Frequently Asked Questions
Is this audiobook designed to be listened to one entry per day, or can you listen sequentially?
It works either way, but it was designed as a daily devotional, one entry per calendar day for a full year. Holiday organizes the entries seasonally, with spring focused on clarity of perception, summer on taking action, fall on virtue, and winter on meditation. Sequential listening is possible but you lose the intended rhythm of returning daily.
How does Brian Holsopple’s narration compare to Holiday’s self-narration on other books like The Obstacle Is the Way?
Holiday does not self-narrate The Daily Stoic; Holsopple handles all 366 entries. Holsopple’s tone is more formally contemplative than Holiday’s direct, conversational self-narration. The register fits the devotional material well, though listeners who prefer Holiday’s own voice may notice the difference. The consistency Holsopple maintains across ten hours is itself an achievement.
Do you need prior knowledge of Stoic philosophy to engage with this book?

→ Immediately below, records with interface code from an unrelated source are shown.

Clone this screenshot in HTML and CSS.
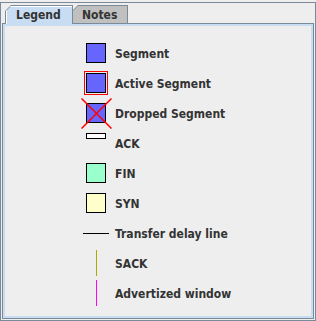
FILE: index.html
```html
<!DOCTYPE html>
<html lang="en">

<head>
	<meta charset="UTF-8">
	<title>Legend</title>
	<link rel="stylesheet" href="styles.css">
</head>

<body>
	<div class="window">
		<div class="tabs">
			<div class="tab tab-selected"><span class="tab-face">Legend</span></div>
			<div class="tab tab-notes"><span class="tab-face">Notes</span></div>
		</div>
		<div class="panel">
			<ul class="legend">
				<li class="row">
					<span class="icon"><span class="box box-seg"></span></span>
					<span class="label">Segment</span>
				</li>
				<li class="row">
					<span class="icon"><span class="active"><span class="box box-seg"></span></span></span>
					<span class="label">Active Segment</span>
				</li>
				<li class="row">
					<span class="icon">
						<span class="box box-seg"></span>
						<svg class="cross" width="31" height="31" viewBox="0 0 31 31">
							<line x1="0.5" y1="0.5" x2="30.5" y2="30.5" stroke="#ff0000" stroke-width="1.5" />
							<line x1="30.5" y1="0.5" x2="0.5" y2="30.5" stroke="#ff0000" stroke-width="1.5" />
						</svg>
					</span>
					<span class="label">Dropped Segment</span>
				</li>
				<li class="row">
					<span class="icon icon-top"><span class="box box-ack"></span></span>
					<span class="label">ACK</span>
				</li>
				<li class="row">
					<span class="icon"><span class="box box-fin"></span></span>
					<span class="label">FIN</span>
				</li>
				<li class="row">
					<span class="icon"><span class="box box-syn"></span></span>
					<span class="label">SYN</span>
				</li>
				<li class="row">
					<span class="icon"><span class="hline"></span></span>
					<span class="label">Transfer delay line</span>
				</li>
				<li class="row">
					<span class="icon"><span class="vline vline-sack"></span></span>
					<span class="label">SACK</span>
				</li>
				<li class="row">
					<span class="icon"><span class="vline vline-win"></span></span>
					<span class="label">Advertized window</span>
				</li>
			</ul>
		</div>
	</div>
</body>

</html>
```

FILE: styles.css
```css
* {
	margin: 0;
	padding: 0;
	box-sizing: border-box;
}

body {
	background: #eeeeee;
	font-family: "DejaVu Sans Condensed", "DejaVu Sans", "Liberation Sans", sans-serif;
	font-stretch: condensed;
	font-size: 12px;
	font-weight: bold;
	color: #333333;
}

.window {
	display: flex;
	flex-direction: column;
	width: 316px;
	height: 319px;
	margin-top: 2px;
	padding: 2px 1px 1px 1px;
	border: 1px solid #7a8a99;
}

/* tab strip */
.tabs {
	display: flex;
	align-items: flex-start;
	height: 19px;
	padding-left: 3px;
	margin-bottom: -1px;
	position: relative;
	z-index: 1;
}

.tab {
	display: block;
	height: 18px;
	padding: 1px 1px 0 1px;
	background: #7a8a99;
	clip-path: polygon(6px 0, 100% 0, 100% 100%, 0 100%, 0 6px);
}

.tab-face {
	display: block;
	height: 100%;
	padding-left: 9px;
	line-height: 18px;
	background: #c0c0c0;
	clip-path: polygon(5px 0, 100% 0, 100% 100%, 0 100%, 0 5px);
}

.tab-selected {
	width: 68px;
	height: 19px;
}

.tab-selected .tab-face {
	padding-left: 10px;
	background: #c8ddf2;
	box-shadow: inset 1px 1px 0 #ffffff;
}

.tab-notes {
	width: 56px;
	margin-left: -1px;
}

/* content panel */
.panel {
	flex: 1;
	border: 1px solid #7a8a99;
	background: #eeeeee;
	box-shadow: inset 0 0 0 2px #c8ddf2;
	padding: 14px 0 0 78px;
}

.legend {
	list-style: none;
}

.row {
	display: flex;
	align-items: center;
	height: 30px;
}

.label {
	padding-top: 2px;
}

.icon {
	position: relative;
	display: flex;
	align-items: center;
	justify-content: center;
	width: 30px;
	height: 30px;
	margin-right: 4px;
}

.icon-top {
	align-items: flex-start;
	padding-top: 5px;
}

.box {
	display: block;
	width: 20px;
	height: 20px;
	border: 1px solid #000000;
}

.box-seg {
	background: #6666ff;
}

.box-ack {
	height: 6px;
	background: #ffffff;
}

.box-fin {
	background: #99ffcc;
}

.box-syn {
	background: #ffffcc;
}

.active {
	display: block;
	padding: 1px;
	border: 1px solid #ff0000;
}

.cross {
	position: absolute;
	left: 0;
	top: 0;
}

.hline {
	display: block;
	width: 26px;
	height: 1px;
	background: #000000;
}

.vline {
	display: block;
	width: 1px;
	height: 26px;
}

.vline-sack {
	background: #aaaa00;
}

.vline-win {
	background: #ff00ff;
}
```
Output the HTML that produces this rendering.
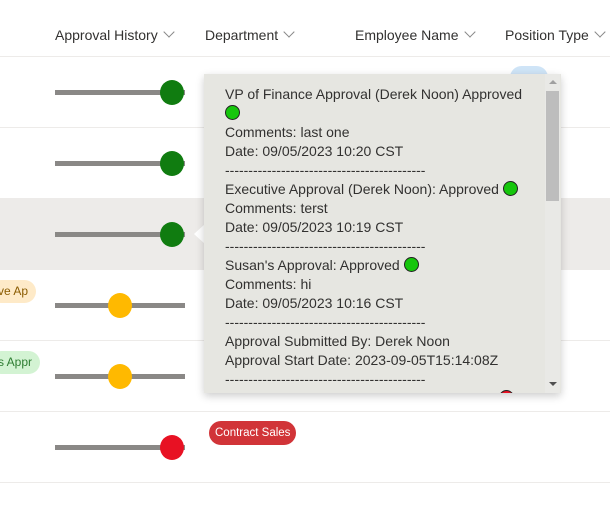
<!DOCTYPE html><html><head><style>
body{margin:0;width:610px;height:523px;overflow:hidden;background:#fff;font-family:"Liberation Sans",sans-serif;position:relative;color:#323130}
.h{position:absolute;top:27px;font-size:14px;color:#323130}
.h span{display:inline-block;width:7px;height:7px;border-right:1px solid #888;border-bottom:1px solid #888;transform:rotate(45deg);margin-left:7px;position:relative;top:-4px}
.row{position:absolute;left:0;width:610px;height:70px;border-bottom:1px solid #edebe9}
.ln{position:absolute;left:55px;width:130px;height:5px;background:#8a8886}
.dot{position:absolute;width:24px;height:25px;border-radius:50%}
.pill{position:absolute;height:23px;border-radius:12px;font-size:12px;line-height:23px;padding:0 8px}
.pop{position:absolute;left:204px;top:74px;width:357px;height:319px;background:#e6e6e1;box-shadow:0 3px 8px rgba(0,0,0,.2);overflow:hidden}
.tx{position:absolute;left:21px;top:11px;font-size:14px;line-height:19px;color:#323130;white-space:nowrap}
.g{display:inline-block;width:13px;height:13px;border-radius:50%;background:#16c60c;border:1px solid #222;vertical-align:-2px}
</style></head><body>
<div style="position:absolute;top:56px;left:0;width:610px;border-top:1px solid #edebe9"></div>
<div class="h" style="left:55px">Approval History<span></span></div>
<div class="h" style="left:205px">Department<span></span></div>
<div class="h" style="left:355px">Employee Name<span></span></div>
<div class="h" style="left:505px">Position Type<span></span></div>
<div class="row" style="top:57px"></div>
<div class="row" style="top:128px"></div>
<div class="row" style="top:199px;background:#edebe9"></div>
<div class="row" style="top:270px"></div>
<div class="row" style="top:341px"></div>
<div class="row" style="top:412px"></div>
<div class="ln" style="top:90px"></div><div class="dot" style="left:160px;top:80px;background:#107c10"></div>
<div class="ln" style="top:161px"></div><div class="dot" style="left:160px;top:151px;background:#107c10"></div>
<div class="ln" style="top:232px"></div><div class="dot" style="left:160px;top:222px;background:#107c10"></div>
<div class="ln" style="top:303px"></div><div class="dot" style="left:108px;top:293px;background:#ffb900"></div>
<div class="ln" style="top:374px"></div><div class="dot" style="left:108px;top:364px;background:#ffb900"></div>
<div class="ln" style="top:445px"></div><div class="dot" style="left:160px;top:435px;background:#e81123"></div>
<div class="pill" style="left:-10px;top:280px;background:#feeac8;color:#8a5b00">ve Ap</div>
<div class="pill" style="left:-10px;top:351px;background:#d3f3d3;color:#2e7d32">s Appr</div>
<div class="pill" style="left:510px;top:66px;width:22px;background:#cfe4f7"></div>
<div class="pill" style="left:209px;top:421px;background:#d13438;color:#fff;height:24px;line-height:24px;padding:0 6px;font-size:11.5px">Contract Sales</div>
<div style="position:absolute;left:194px;top:224px;width:0;height:0;border-top:10px solid transparent;border-bottom:10px solid transparent;border-right:11px solid #fff"></div>
<div class="pop">
<div class="tx">VP of Finance Approval (Derek Noon) Approved<br><span class="g"></span><br>Comments: last one<br>Date: 09/05/2023 10:20 CST<br>-------------------------------------------<br>Executive Approval (Derek Noon): Approved <span class="g"></span><br>Comments: terst<br>Date: 09/05/2023 10:19 CST<br>-------------------------------------------<br>Susan's Approval: Approved <span class="g"></span><br>Comments: hi<br>Date: 09/05/2023 10:16 CST<br>-------------------------------------------<br>Approval Submitted By: Derek Noon<br>Approval Start Date: 2023-09-05T15:14:08Z<br>-------------------------------------------<br>Executive Approval (Derek Noon): Rejected <span class="g" style="background:#e81123"></span></div>
<div style="position:absolute;left:341px;top:0;width:15px;height:319px;background:#e9e9e6"></div>
<div style="position:absolute;left:342px;top:17px;width:13px;height:110px;background:#bdbdbd"></div>
<div style="position:absolute;left:345px;top:6px;border-left:4px solid transparent;border-right:4px solid transparent;border-bottom:4px solid #a0a0a0"></div>
<div style="position:absolute;left:345px;top:308px;border-left:4px solid transparent;border-right:4px solid transparent;border-top:4px solid #505050"></div>
</div>
</body></html>
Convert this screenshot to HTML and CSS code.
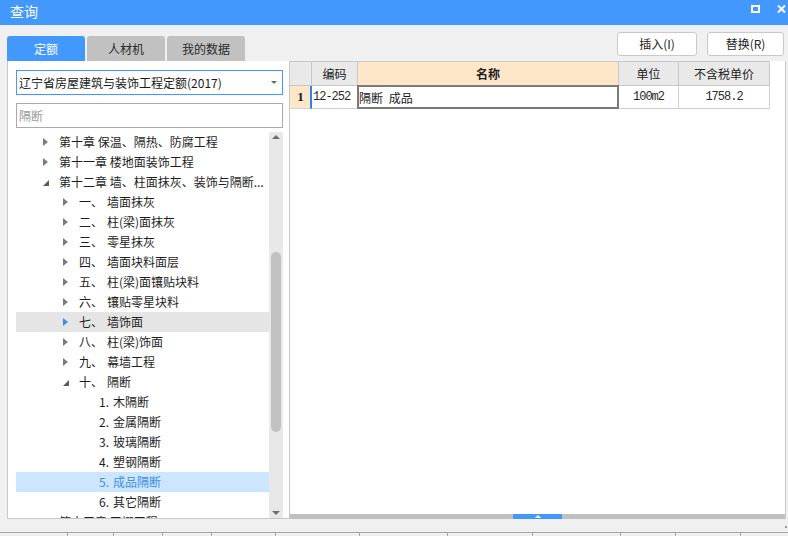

No. Holiday provides contextual commentary for every entry, and the book includes a glossary of Greek terms. The philosophy is presented practically, not academically. The book is accessible to complete beginners and returns value to people already familiar with the tradition through Holiday’s all-new translations and contemporary framing.
At ten hours, is this audiobook easy to return to after breaks, or does the length make it unwieldy?
Returning after breaks is actually one of this audiobook’s strengths. Each of the 366 entries is self-contained and takes only a few minutes to complete. Holsopple’s consistent tone makes any entry a usable re-entry point. Many listeners use it as a years-long companion, starting fresh with January 1 at the top of each new year.